■ **EXERCISE TASK**
Print the listing from its top line through the line containing "string; running?: boolean;", nothing more, and leave out the pictures.

■ **DATA PROVIDED**
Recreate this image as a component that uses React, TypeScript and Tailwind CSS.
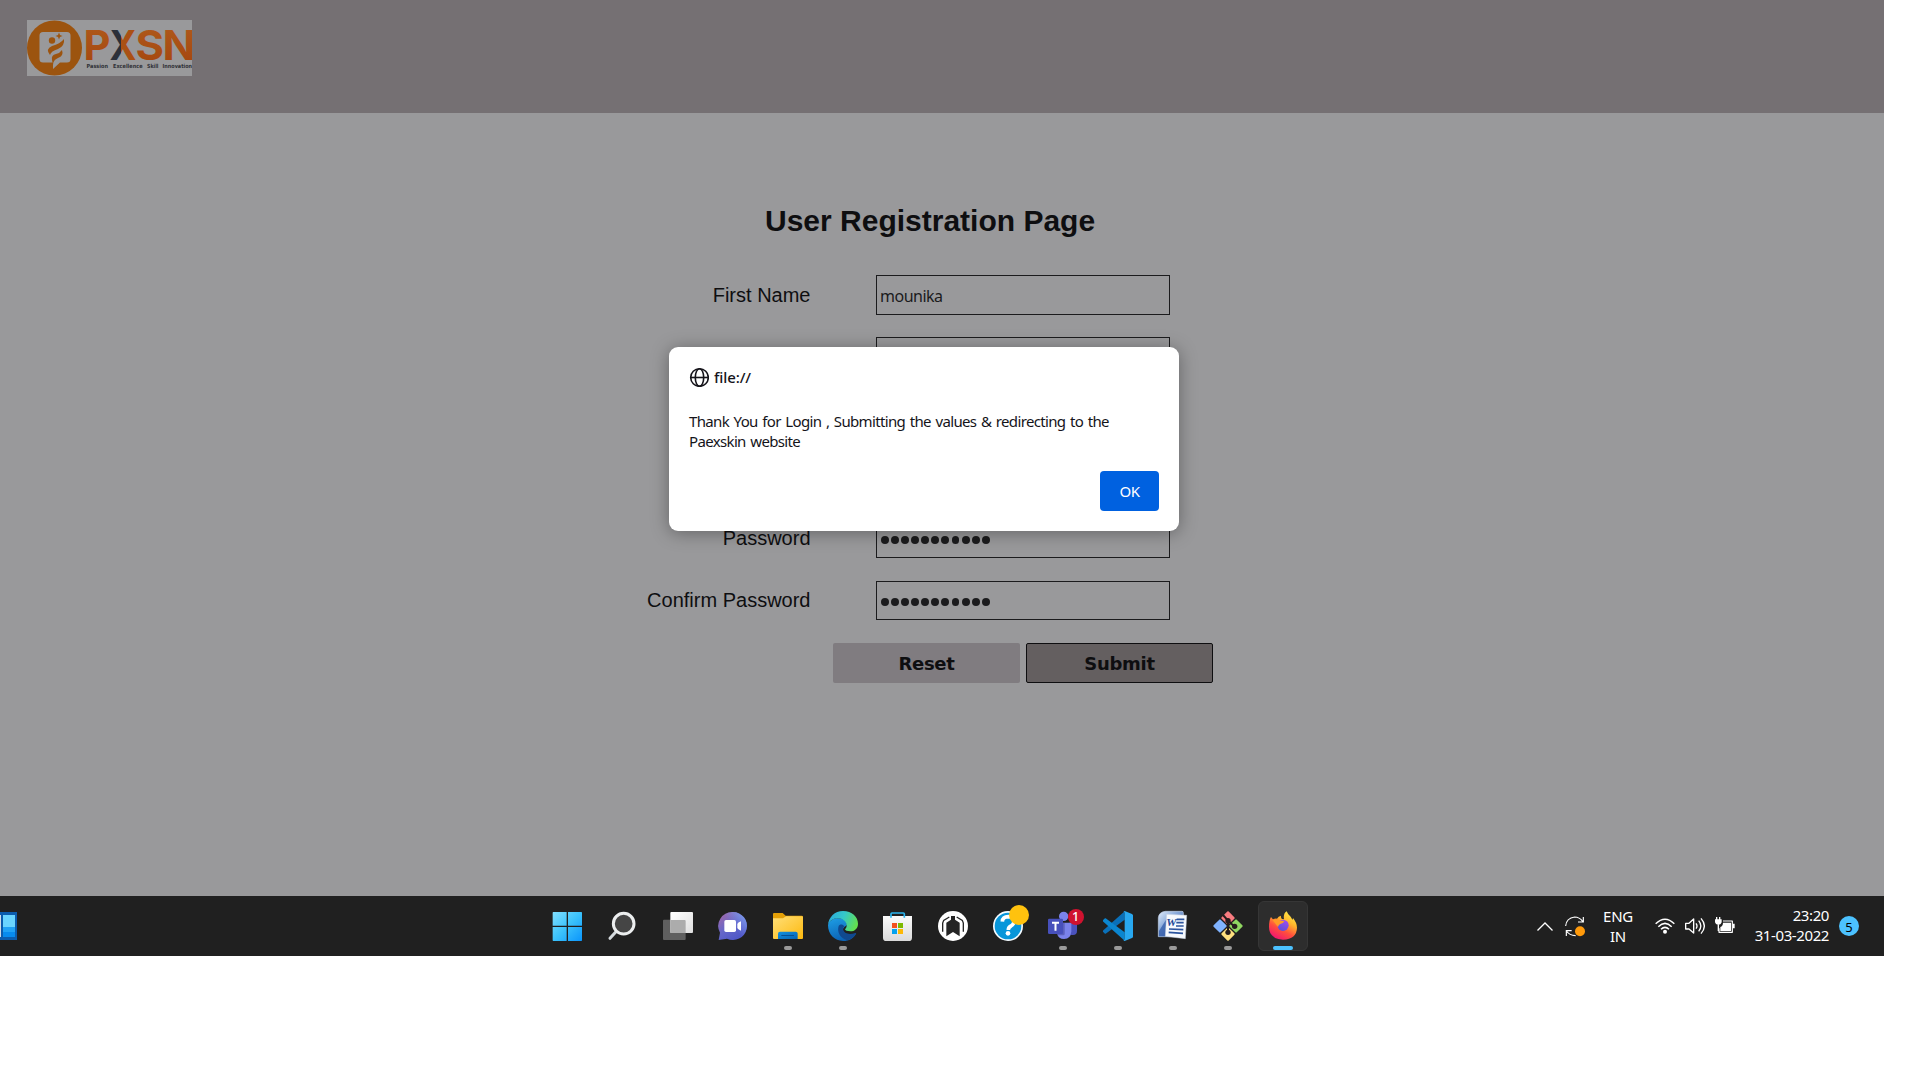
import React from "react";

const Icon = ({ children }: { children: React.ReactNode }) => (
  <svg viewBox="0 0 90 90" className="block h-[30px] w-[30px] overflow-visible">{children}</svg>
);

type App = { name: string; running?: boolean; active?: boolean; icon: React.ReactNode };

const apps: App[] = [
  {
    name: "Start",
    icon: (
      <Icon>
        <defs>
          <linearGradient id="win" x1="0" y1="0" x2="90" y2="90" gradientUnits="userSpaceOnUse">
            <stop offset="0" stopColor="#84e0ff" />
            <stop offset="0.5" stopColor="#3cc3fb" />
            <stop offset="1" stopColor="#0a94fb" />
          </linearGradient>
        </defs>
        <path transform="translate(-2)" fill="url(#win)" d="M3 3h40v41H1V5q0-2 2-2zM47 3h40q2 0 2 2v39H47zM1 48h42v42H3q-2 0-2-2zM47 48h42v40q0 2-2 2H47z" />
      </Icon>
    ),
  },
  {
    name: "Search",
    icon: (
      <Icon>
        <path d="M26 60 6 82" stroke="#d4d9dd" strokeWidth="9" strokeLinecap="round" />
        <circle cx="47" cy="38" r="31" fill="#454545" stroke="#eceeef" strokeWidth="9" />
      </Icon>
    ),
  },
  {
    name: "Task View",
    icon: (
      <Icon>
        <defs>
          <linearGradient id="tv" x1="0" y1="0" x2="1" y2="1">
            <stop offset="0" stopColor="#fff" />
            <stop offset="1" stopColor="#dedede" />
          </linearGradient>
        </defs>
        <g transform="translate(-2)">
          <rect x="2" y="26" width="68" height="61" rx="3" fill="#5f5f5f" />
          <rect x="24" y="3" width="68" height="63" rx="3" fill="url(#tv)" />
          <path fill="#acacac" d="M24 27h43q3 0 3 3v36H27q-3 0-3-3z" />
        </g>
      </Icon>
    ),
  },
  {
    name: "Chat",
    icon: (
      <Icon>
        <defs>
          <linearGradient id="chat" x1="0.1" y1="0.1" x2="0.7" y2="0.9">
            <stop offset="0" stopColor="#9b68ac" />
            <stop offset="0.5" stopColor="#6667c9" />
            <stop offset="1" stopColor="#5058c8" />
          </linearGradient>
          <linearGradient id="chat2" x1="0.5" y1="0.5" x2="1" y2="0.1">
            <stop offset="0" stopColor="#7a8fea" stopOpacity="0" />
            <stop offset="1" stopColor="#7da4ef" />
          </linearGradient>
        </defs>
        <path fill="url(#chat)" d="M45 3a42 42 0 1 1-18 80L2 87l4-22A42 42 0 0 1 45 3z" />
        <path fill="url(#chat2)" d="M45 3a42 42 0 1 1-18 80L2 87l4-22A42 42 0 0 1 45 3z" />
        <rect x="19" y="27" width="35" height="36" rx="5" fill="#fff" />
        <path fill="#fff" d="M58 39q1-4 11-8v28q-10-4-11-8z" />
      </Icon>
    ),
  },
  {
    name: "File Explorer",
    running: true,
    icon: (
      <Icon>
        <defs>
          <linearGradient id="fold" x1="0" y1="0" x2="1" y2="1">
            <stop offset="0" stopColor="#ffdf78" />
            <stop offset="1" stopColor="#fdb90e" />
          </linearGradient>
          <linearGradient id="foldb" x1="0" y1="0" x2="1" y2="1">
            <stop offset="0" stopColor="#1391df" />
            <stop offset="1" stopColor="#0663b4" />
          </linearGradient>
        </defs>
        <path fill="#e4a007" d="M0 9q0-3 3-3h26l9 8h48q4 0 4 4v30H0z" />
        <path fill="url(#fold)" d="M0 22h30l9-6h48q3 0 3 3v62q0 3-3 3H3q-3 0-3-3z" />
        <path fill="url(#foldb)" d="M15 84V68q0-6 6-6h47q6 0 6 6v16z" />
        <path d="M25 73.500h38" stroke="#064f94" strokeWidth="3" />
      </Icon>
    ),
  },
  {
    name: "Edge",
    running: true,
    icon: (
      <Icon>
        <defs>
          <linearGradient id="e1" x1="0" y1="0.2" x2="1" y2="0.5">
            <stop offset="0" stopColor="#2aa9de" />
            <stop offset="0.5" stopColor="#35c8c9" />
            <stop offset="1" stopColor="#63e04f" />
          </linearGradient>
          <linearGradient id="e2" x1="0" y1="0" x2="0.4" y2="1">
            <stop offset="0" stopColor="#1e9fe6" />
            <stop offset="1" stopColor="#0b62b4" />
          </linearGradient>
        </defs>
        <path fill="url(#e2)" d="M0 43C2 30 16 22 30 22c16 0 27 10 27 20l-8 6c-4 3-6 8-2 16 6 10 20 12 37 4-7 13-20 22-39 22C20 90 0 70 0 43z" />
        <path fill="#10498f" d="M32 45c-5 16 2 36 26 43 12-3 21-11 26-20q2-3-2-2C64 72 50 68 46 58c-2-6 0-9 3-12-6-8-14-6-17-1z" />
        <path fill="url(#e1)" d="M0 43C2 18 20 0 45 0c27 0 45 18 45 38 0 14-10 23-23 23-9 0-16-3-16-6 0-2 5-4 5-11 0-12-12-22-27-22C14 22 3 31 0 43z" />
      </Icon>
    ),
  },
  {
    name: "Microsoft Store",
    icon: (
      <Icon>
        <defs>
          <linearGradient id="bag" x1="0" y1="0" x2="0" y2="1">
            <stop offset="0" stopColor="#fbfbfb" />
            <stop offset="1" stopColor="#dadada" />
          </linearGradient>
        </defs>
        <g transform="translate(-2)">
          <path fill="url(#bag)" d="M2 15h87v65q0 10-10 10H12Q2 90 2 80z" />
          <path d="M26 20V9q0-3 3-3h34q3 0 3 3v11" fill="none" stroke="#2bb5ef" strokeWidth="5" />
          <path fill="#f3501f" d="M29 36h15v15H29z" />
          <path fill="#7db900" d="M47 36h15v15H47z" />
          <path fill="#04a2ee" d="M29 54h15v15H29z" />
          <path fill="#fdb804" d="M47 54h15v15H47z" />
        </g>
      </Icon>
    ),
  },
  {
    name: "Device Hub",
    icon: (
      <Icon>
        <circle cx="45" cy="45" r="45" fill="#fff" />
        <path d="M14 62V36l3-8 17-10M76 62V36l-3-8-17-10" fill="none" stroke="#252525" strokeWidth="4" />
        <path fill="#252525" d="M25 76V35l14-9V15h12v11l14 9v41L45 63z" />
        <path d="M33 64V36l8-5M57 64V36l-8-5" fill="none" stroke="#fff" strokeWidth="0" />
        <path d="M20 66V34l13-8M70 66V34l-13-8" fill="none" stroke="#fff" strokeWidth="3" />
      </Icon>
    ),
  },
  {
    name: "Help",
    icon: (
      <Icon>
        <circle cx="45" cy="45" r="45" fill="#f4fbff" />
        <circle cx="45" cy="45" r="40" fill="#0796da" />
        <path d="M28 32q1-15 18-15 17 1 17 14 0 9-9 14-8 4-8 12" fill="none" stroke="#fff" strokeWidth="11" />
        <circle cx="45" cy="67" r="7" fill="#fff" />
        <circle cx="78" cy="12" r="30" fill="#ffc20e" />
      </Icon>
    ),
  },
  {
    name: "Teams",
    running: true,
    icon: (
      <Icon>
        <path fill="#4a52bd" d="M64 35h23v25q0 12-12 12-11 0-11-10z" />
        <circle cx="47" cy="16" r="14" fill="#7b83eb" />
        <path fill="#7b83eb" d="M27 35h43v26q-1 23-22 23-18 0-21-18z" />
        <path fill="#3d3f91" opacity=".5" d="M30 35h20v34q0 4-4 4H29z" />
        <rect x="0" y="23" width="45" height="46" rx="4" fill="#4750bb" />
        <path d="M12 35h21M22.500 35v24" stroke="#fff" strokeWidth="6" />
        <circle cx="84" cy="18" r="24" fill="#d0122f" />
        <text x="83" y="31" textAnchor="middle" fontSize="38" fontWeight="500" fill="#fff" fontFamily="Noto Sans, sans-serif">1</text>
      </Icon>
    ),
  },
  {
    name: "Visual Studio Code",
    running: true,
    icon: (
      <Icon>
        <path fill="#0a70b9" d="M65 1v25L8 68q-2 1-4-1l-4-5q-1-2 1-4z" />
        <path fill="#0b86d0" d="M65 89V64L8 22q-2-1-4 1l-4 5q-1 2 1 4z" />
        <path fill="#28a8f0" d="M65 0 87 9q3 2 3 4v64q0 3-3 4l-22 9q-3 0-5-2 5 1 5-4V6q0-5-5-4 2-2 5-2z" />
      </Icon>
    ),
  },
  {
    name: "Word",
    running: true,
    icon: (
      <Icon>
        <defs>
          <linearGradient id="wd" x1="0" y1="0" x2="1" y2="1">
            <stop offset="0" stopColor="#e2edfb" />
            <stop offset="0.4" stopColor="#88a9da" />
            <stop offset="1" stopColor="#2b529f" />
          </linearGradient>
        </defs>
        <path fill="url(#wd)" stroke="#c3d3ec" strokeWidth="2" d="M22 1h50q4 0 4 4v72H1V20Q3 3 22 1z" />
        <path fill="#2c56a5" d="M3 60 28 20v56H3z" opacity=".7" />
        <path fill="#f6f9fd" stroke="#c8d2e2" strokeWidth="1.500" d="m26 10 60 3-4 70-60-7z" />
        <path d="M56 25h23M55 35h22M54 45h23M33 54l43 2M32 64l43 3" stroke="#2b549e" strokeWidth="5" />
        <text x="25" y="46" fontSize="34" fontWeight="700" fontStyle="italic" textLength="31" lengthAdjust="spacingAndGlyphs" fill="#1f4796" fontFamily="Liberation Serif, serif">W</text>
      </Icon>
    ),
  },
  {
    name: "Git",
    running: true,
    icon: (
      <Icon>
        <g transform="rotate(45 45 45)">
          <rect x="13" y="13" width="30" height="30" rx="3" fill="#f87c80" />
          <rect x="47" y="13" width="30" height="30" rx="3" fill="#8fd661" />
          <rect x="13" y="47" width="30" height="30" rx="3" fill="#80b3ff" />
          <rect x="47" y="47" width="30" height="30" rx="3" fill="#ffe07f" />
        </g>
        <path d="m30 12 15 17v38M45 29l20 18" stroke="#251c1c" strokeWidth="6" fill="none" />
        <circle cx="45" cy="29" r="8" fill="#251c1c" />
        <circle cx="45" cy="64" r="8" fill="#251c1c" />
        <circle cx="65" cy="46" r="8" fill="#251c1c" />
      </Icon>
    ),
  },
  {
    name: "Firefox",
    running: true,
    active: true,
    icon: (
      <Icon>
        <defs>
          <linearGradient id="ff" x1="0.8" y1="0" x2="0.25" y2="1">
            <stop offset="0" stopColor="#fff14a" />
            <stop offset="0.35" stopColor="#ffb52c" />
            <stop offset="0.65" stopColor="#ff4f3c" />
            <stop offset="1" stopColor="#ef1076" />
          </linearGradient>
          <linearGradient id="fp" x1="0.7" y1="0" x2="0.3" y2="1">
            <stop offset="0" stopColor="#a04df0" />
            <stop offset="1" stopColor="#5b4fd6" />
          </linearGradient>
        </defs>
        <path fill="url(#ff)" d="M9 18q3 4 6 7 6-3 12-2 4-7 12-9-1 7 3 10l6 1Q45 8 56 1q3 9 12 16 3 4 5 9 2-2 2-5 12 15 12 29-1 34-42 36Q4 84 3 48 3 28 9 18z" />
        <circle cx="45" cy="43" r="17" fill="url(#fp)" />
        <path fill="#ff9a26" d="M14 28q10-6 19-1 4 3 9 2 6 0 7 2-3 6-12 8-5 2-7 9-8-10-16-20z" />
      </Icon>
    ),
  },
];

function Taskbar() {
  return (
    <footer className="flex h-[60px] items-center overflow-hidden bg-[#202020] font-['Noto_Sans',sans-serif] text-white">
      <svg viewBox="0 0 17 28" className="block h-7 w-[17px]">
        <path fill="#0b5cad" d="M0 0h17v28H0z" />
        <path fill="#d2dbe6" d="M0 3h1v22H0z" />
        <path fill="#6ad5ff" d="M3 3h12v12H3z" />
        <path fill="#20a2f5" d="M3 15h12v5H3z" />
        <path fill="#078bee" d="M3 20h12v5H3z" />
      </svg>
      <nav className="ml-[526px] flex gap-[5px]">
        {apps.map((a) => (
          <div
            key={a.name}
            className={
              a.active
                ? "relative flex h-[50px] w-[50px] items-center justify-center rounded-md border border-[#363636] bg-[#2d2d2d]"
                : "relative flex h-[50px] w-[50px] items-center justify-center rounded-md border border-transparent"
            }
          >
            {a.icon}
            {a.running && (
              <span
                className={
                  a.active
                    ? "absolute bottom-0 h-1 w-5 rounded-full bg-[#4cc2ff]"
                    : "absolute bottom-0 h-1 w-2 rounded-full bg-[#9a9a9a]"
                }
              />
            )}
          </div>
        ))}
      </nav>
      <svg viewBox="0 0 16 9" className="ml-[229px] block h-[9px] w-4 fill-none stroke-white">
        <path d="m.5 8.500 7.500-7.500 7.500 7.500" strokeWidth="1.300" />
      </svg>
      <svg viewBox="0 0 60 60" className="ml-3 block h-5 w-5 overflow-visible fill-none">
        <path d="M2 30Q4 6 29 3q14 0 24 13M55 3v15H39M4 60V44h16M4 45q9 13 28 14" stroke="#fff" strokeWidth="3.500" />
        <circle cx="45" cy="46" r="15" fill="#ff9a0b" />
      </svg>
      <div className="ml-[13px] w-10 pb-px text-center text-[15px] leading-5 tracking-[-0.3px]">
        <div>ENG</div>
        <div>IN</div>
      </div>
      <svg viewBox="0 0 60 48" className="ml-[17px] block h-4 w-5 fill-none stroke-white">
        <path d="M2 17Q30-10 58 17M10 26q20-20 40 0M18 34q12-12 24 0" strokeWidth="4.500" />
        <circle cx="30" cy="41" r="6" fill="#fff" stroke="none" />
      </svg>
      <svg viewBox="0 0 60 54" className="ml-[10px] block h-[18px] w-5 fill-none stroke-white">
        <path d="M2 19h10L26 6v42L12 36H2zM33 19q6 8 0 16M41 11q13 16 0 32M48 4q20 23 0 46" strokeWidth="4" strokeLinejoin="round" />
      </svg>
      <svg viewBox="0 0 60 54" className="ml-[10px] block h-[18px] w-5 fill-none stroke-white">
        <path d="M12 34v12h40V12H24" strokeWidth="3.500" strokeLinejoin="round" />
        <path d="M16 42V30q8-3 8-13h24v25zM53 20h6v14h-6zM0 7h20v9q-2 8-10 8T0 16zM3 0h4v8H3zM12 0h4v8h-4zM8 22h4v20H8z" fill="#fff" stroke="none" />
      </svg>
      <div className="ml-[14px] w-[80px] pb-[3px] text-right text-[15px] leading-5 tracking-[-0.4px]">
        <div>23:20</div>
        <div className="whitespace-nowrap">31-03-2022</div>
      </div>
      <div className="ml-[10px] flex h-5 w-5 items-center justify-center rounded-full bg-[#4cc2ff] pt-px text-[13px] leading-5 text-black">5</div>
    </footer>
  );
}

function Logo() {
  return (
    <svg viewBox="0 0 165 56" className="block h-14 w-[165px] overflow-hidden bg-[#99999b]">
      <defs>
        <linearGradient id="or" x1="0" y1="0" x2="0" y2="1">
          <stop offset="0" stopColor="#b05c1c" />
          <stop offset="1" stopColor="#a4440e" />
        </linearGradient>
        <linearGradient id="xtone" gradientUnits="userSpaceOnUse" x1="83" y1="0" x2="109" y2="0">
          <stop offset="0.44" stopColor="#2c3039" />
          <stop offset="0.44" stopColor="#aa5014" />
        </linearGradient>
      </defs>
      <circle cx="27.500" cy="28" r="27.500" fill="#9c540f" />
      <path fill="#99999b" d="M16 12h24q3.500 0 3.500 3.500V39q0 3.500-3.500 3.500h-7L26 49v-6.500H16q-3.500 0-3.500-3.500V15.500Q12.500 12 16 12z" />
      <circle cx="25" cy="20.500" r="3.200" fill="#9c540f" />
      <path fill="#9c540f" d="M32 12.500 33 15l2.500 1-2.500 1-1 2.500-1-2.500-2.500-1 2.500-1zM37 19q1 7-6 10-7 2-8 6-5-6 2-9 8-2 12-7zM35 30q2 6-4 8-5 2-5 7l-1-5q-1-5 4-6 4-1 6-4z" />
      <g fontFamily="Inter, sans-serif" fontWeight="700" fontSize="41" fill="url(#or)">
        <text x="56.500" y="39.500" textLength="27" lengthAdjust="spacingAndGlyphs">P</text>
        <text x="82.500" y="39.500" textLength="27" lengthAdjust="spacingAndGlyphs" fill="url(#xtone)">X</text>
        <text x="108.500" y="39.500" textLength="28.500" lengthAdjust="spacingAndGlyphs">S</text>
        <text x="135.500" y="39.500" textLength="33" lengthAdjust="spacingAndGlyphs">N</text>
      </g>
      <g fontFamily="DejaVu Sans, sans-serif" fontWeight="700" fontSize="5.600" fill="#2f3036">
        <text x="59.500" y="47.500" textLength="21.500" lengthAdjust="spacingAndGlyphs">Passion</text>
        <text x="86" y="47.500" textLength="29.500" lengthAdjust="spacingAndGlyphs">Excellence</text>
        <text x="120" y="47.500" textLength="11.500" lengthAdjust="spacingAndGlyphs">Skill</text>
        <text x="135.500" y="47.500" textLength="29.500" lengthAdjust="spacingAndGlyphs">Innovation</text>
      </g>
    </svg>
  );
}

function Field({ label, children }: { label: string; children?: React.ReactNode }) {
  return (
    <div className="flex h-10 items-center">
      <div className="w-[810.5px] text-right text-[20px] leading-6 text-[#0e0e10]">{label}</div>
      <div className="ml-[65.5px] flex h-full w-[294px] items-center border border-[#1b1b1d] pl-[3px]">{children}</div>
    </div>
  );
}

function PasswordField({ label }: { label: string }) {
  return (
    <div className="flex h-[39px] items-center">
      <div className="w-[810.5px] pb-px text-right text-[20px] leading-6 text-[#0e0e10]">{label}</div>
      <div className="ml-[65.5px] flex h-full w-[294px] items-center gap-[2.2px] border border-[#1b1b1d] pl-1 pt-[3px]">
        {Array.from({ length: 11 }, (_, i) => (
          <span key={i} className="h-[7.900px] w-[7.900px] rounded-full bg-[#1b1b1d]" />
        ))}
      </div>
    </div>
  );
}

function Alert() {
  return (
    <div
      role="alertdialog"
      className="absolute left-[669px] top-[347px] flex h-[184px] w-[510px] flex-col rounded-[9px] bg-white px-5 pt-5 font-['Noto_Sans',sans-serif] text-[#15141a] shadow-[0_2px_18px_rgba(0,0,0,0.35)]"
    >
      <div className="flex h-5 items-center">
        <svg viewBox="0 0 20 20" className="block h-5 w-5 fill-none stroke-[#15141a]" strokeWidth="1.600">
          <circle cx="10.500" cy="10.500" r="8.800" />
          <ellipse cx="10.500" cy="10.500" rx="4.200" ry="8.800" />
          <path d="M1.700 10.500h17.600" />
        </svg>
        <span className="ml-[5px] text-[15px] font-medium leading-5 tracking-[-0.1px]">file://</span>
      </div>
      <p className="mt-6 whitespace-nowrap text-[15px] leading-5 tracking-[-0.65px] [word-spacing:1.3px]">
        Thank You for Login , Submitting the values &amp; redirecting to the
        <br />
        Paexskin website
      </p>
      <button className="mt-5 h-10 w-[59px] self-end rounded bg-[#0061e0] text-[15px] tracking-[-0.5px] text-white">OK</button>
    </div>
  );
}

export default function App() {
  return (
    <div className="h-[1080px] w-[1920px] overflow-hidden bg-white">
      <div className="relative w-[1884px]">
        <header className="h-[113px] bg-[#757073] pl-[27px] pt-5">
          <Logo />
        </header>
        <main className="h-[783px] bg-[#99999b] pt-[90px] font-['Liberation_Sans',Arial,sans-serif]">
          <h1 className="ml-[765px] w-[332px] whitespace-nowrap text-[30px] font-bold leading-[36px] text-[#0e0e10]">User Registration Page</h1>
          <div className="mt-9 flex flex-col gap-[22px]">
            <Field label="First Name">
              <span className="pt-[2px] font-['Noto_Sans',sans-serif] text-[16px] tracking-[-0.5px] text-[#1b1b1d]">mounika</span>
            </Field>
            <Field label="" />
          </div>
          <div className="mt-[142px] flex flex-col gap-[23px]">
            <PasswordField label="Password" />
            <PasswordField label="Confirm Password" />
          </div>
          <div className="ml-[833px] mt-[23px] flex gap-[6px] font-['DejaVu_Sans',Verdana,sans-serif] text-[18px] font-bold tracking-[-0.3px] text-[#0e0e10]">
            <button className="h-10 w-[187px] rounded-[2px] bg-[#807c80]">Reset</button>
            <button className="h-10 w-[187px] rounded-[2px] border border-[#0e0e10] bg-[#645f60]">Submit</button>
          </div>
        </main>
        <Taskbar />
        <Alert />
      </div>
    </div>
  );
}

■ **TASK RESULT**
Recreate this image as a component that uses React, TypeScript and Tailwind CSS.
import React from "react";

const Icon = ({ children }: { children: React.ReactNode }) => (
  <svg viewBox="0 0 90 90" className="block h-[30px] w-[30px] overflow-visible">{children}</svg>
);

type App = { name: string; running?: boolean; active?: boolean; icon: React.ReactNode };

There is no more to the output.